This article summarizes an inspiring talk given by our traffic engineer, Ariana Jeske, PE, at the 2013 Institute of Transportation Engineers conference.
Preventative traffic engineering refers to an approach to traffic engineering and planning that prevents, rather than reacts to, dangerous situations and accidents. The key is keeping walkability in mind. The term “walkability” has surfaced recently due to increased concern over accessibility, and because walkability can increase public health, decrease vehicle traffic, and drive economic development.
Traffic engineers use complex models to justify the traffic infrastructure that guides our behavior. The “stereotypical” traffic engineer tends to focus on:
- Antiquated suburban development patterns (built for cars, not pedestrians)
- Inflexible road design standards
- An unchanging, unadaptable system
As the model of mobility changes, traffic engineers can lead the way to a safer world, rather than being “in the way.”
“It didn’t meet the warrants.”
Warrant, to a traffic engineer, means justification. To justify a traffic signal installation, a traffic engineer completes a signal warrant study using a set of guidelines outlined in the Michigan Manual of Uniform Traffic Control Devices (MMUTCD)–the manual that forms the legal basis for all the State’s signs, traffic signals, and pavement markings. Conventional warrants tend to treat pedestrians as vehicles. Rarely can traffic signals be justified solely for facilitating pedestrian movements, since signal warrants are not based on the intersection’s performance, but on detailed research from the 1970s.
So what about new projects and approaches? When a non-motorized path needs to cross a busy four-lane road, how will we know how many pedestrians will be crossing it? Pedestrian forecasting is not as developed as vehicular traffic forecasting. Often, a wait-and-see approach is taken to see if a problem develops. Isn’t there a better way?
Don’t respond, prevent.
Traffic engineers need to enter pedestrians into the equation. Pedestrians need 39% more time to cross a two-lane road than a car does, and pedestrians are ten times more likely to be fatally injured in an intersection crash than a vehicle driver.
Preventative traffic engineering, then, is the meaningful evaluation of a multi-modal mobility network to identify areas of increased risk and mitigating those risks. Traffic engineers need to recognize that pedestrians are legitimate users of public mobility systems – whether or not we design for them – and have an inherent vulnerability.
How to lead the way
- Every detail matters: Consider curb radii, pedestrian data, road width, signage, cycle lengths, parking zones, pavement markings, lighting, and bicycle facilities.
- Standards can be flexible: Use context-sensitive design. Make standards fit your projects, not the other way around.

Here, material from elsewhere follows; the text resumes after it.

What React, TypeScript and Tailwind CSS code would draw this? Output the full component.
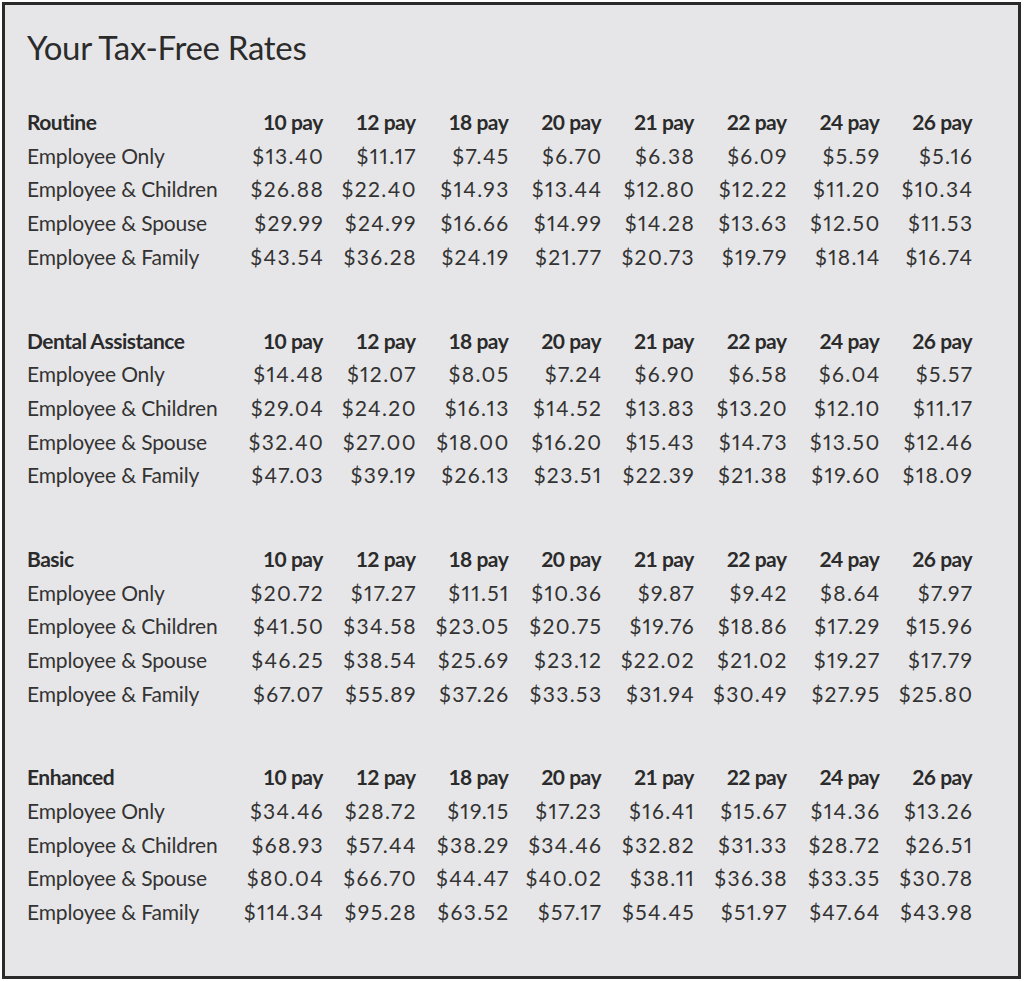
import React from "react";

const pays = ["10 pay", "12 pay", "18 pay", "20 pay", "21 pay", "22 pay", "24 pay", "26 pay"];

const sections: { name: string; rows: [string, string[]][] }[] = [
  {
    name: "Routine",
    rows: [
      ["Employee Only", ["$13.40", "$11.17", "$7.45", "$6.70", "$6.38", "$6.09", "$5.59", "$5.16"]],
      ["Employee & Children", ["$26.88", "$22.40", "$14.93", "$13.44", "$12.80", "$12.22", "$11.20", "$10.34"]],
      ["Employee & Spouse", ["$29.99", "$24.99", "$16.66", "$14.99", "$14.28", "$13.63", "$12.50", "$11.53"]],
      ["Employee & Family", ["$43.54", "$36.28", "$24.19", "$21.77", "$20.73", "$19.79", "$18.14", "$16.74"]],
    ],
  },
  {
    name: "Dental Assistance",
    rows: [
      ["Employee Only", ["$14.48", "$12.07", "$8.05", "$7.24", "$6.90", "$6.58", "$6.04", "$5.57"]],
      ["Employee & Children", ["$29.04", "$24.20", "$16.13", "$14.52", "$13.83", "$13.20", "$12.10", "$11.17"]],
      ["Employee & Spouse", ["$32.40", "$27.00", "$18.00", "$16.20", "$15.43", "$14.73", "$13.50", "$12.46"]],
      ["Employee & Family", ["$47.03", "$39.19", "$26.13", "$23.51", "$22.39", "$21.38", "$19.60", "$18.09"]],
    ],
  },
  {
    name: "Basic",
    rows: [
      ["Employee Only", ["$20.72", "$17.27", "$11.51", "$10.36", "$9.87", "$9.42", "$8.64", "$7.97"]],
      ["Employee & Children", ["$41.50", "$34.58", "$23.05", "$20.75", "$19.76", "$18.86", "$17.29", "$15.96"]],
      ["Employee & Spouse", ["$46.25", "$38.54", "$25.69", "$23.12", "$22.02", "$21.02", "$19.27", "$17.79"]],
      ["Employee & Family", ["$67.07", "$55.89", "$37.26", "$33.53", "$31.94", "$30.49", "$27.95", "$25.80"]],
    ],
  },
  {
    name: "Enhanced",
    rows: [
      ["Employee Only", ["$34.46", "$28.72", "$19.15", "$17.23", "$16.41", "$15.67", "$14.36", "$13.26"]],
      ["Employee & Children", ["$68.93", "$57.44", "$38.29", "$34.46", "$32.82", "$31.33", "$28.72", "$26.51"]],
      ["Employee & Spouse", ["$80.04", "$66.70", "$44.47", "$40.02", "$38.11", "$36.38", "$33.35", "$30.78"]],
      ["Employee & Family", ["$114.34", "$95.28", "$63.52", "$57.17", "$54.45", "$51.97", "$47.64", "$43.98"]],
    ],
  },
];

export default function App() {
  return (
    <main className="w-[1024px] h-[981px] bg-white pt-[2px] pl-[2px] pr-[3px] pb-[2px] font-['Lato',sans-serif] text-[#2b2b2b]">
      <div className="h-full border-[3px] border-[#2a2a2a] bg-[#e6e6e8] pl-[22px] pt-[22px]">
        <h1 className="text-[33px] leading-[40px] font-normal tracking-[-0.3px]">Your Tax-Free Rates</h1>

        <div className="mt-[38px] flex flex-col gap-[50px]">
          {sections.map((s) => (
            <div key={s.name}>
              <div className="grid grid-cols-[203px_repeat(8,92.75px)] h-[33.7px] items-center text-[21px] font-bold tracking-[-0.5px]">
                <span>{s.name}</span>
                {pays.map((p) => (
                  <span key={p} className="text-right">{p}</span>
                ))}
              </div>
              {s.rows.map(([label, vals]) => (
                <div key={label} className="grid grid-cols-[203px_repeat(8,92.75px)] h-[33.7px] items-center text-[21px] text-[#333]">
                  <span className="tracking-[-0.15px]">{label}</span>
                  {vals.map((v, i) => (
                    <span key={i} className="text-right proportional-nums tracking-[1.4px] -mr-[1.4px]">{v}</span>
                  ))}
                </div>
              ))}
            </div>
          ))}
        </div>
      </div>
    </main>
  );
}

- Use multiple sources: Use all the books on your shelf, and even look internationally for case studies and examples.
- Use your engineering judgment: Safety isn’t rocket science. Trust your instincts and prove them right.
- Be proactive and holistic: Projects should not just be a road widening, or a pavement reconstruction, or any one single facet. Evaluate safety problems, find the data out there, and integrate walkability and pedestrian safety into the planning of your transportation projects. Especially when you have funding. (In fact, adding a walkability component can sometimes get you more funding.)
Case study
It seems likely that putting a non-motorized trail crossing at a busy four-lane roadway might result in some safety issues. Here is a case study that took a more proactive approach to ensure safety.
Grand Valley Rail Trail: a major community project for Ionia and Saranac, the GVRT is an AASHTO-compliant non-motorized trail that repurposes an abandoned rail bed, including seven trestles over various water bodies.
The trail also crosses M-66 (Dexter Street) in Ionia, which averages about 15,499 vehicles per day. To determine if the estimated 100,000 yearly users of the trail would have enough time to cross the street, we conducted a pedestrian gap study, which determined how long of a window (16 seconds) a pedestrian would need to cross the street. From traffic data we found that there weren’t enough time gaps during the day for the expected volume of pedestrians to cross M-66 safely. The study helped secure funding for a pedestrian bridge across M-66/Dexter Street, which will be built next summer.